Student Loans: Coronavirus-Based Loan Suspension Will Expire Soon

Student loan payment suspension expires on 12/31. That's not great for families.

Will you have to start paying your student loans again?

When the pandemic hit the United States in full force in March, one of the first actions that Congress took through the CARES Act was to help struggling families across the country was to suspend student loan payments. After all, with a record unemployment rate and an economy that basically ground to a standstill, monthly payments to the tune of hundreds of dollars became impossible for many families — and by pausing the payments, Congress protected tons of families from default.

For the past nine months, people saddled with student loan debt have been able to stop paying down their student loans, interest-free. But by December 31st, that is likely to change — as federal pandemic relief expires on that day and student loan forbearance with it. Unless, of course, the President, or Congress, decides to pass another stimulus package or extend student loan forgiveness on its own.

It’s likely that won’t happen, however. Congress is in a deadlock over stimulus negotiations and President Trump, who is too busy drumming up baseless allegations of election fraud, doesn’t appear to have his mind on the wellbeing of the American people. But what does it mean if loan forbearance expires on 12/31? When President-elect Joe Biden assumes office on January 20, will families saddled by student debt get relief? Here’s what to know.

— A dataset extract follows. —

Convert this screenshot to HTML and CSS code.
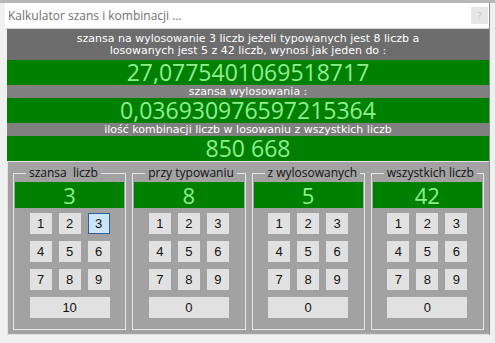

Benefits Expiring on 12/31 Will Leave Biden With A Quagmire

If benefits are left to expire on 12/31, that leaves at least 20 days of student loan services restarting their collections processes. The loans covered under the suspension of payments amount to 85 percent of student loans across the country — trillions of dollars. Even if Joe Biden takes immediate and executive action to cancel student loan payments as the COVID-19 pandemic continues to dent the economy, and makes that retroactive to include payments due from 12/31 to 1/20, that could create a total mess for student loan processors, student borrowers, and more. Basically, it will be an administrative quagmire.

But just because it will be difficult, doesn’t mean it shouldn’t happen, or that it’s impossible. Big and bold ideas and actions come out of government all the time — and after all, freezing interest and suspending student loan payments during the pandemic was one of those ideas to begin with that probably seemed impossible before COVID-19 threw a hammer to everything. Plus, Biden has legislative options — if he wants to take them, that is.

Biden Could Cancel Student Debt. But How Much Would He Cancel?

President-elect Joe Biden was not initially open to the idea of canceling student debt outright — which is different from suspending payments — when he was on the campaign trail as a primary opponent. But he has at least somewhat changed his tune on that front.

And, on Monday, November 18, Biden didn’t directly answer whether or not he would use an executive action to cancel student debt outright after assuming office. But he has said he supports the stimulus package that the House Democrats have put forth that extends the student loan payment suspension to late 2021 and does cancel $10,000 of student debt.

Meanwhile, Democrats who flank him from the left, including Senator Elizabeth Warren and Senate Minority Leader Chuck Schumer, have called on Biden to take bold and immediate action on student loans. Both of them asked Trump (and have since appeared to be ready to ask Joe Biden) to immediately cancel up to $50,000 in student loan debt for every single student borrower in the country via executive action, a move that many legal scholars think is possible. That would truly save American families who are drowning in student debt and struggling to make ends meet.

Would Canceling Student Debt Be Good for the Economy?

Canceling student debt would have a watershed effect on the economy. While it would impact student loan servicers like Navient, etc., it would also immediately increase the spending power of American families who sometimes have thousands of dollars a month strapped up in student loan payments.

Many economists have suggested that student loans will be the next big ‘bubble’ to burst economically, and by easing the burden of s student loans on those who are paying them right now, the threat of that bubble would be diminished.

Add that to the fact that those who are paying student loans can begin to engage in the hallmarks of traditional wealth accumulation or general economic participation, and canceling student loan could almost act as a stimulus to the economy, helping families engage in consumer actions that they have been unable to afford for years. Some people might even decide to have children, as many people have said the reason they don’t have kids is that they can’t afford it. It would be that fundamentally revolutionary. And it’s worth looking at for that reason alone.